As part of implementing a GraphQL API I'm attempting to provide before/after pagination. For example, to return LIMIT records that come after a record with a given ID. This has to work on an arbitrary SELECT statement with arbitrary JOIN, WHERE and ORDER BY clauses already in place.
The benefit of this kind of pagination over just using page numbers is that it can more closely return an expected page of results when the underlying data is changing.
If I can get this working for after I can also make it work for before by inverting the ORDER BY clause, so here I'll focus just on the after condition.
What's the easiest or most efficient way to modify a given SELECT statement to accomplish this?
My first thought was to add an AND condition to the WHERE clause restricting results to those with column values from the ORDER BY clause that are greater than or equal to their values in the record with the given ID. But this doesn't seem to work, because there is no expectation of uniqueness in the ORDER BY clause columns, so there's no way to know where the target record will fall in the results, and therefore no way to know how to set the LIMIT to return the correct number of records.
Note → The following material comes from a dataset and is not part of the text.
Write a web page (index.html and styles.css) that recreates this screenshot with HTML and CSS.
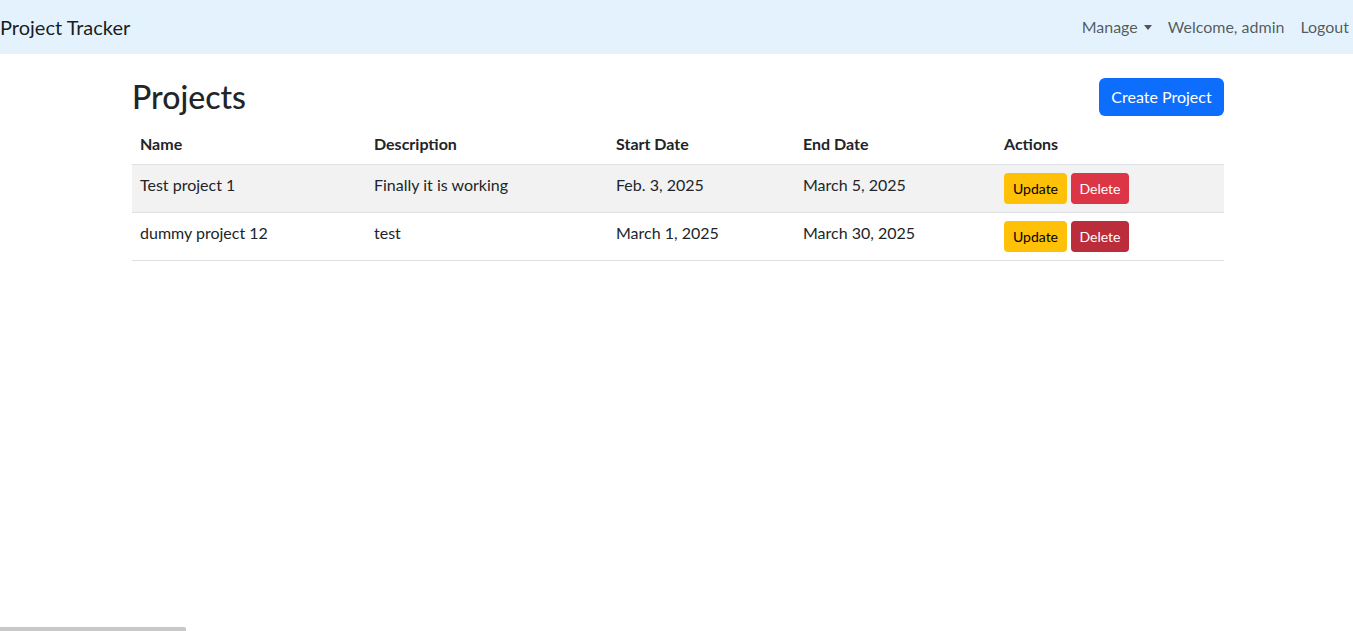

Another approach is to first discover the offset of the target record within the initial SELECT statement, and then to add a LIMIT offset+1, limit
clause to the initial SELECT statement with the discovered offset.
MySQL has no row_count()
function or similar, but row numbers can be added like this:
SELECT @rownum:=@rownum+1 ‘rank’, t.*
FROM my_table t, (SELECT @rownum:=0) r ORDER BY field2;
Then the above can be used as a subquery to fetch the rank of the target record, e.g.
SELECT rank FROM (SELECT @rownum...) WHERE id = 42
And then using that rank as the offset for the final query:
SELECT ... LIMIT (rank + 1), 100
Possibly this can be done as a single query with multiple subqueries, e.g.
SELECT ... LIMIT (SELECT rank from (SELECT @rownum...) ...) + 1, 100
But this three query approach seems like an elaborate and not very rapid way to perform a very frequently used operation, putting a higher load on our database servers than we would prefer.
Is there a better way to do this?
Edit: A specific example was requested. Say I want to get a page of 2 articles from a table of 10 articles. We'll paginate this query:
select id, title from articles order by title desc
The table:
id, title
1, "a"
3, "b"
4, "c"
6, "d"
7, "e"
8, "f"
9, "g"
10, "h"
11, "i"
12, "k"
So when requesting the page after id 6
the correct records would be 4, "c"
and 3, "b"
. This needs to work for arbitrary WHERE and ORDER BY clauses.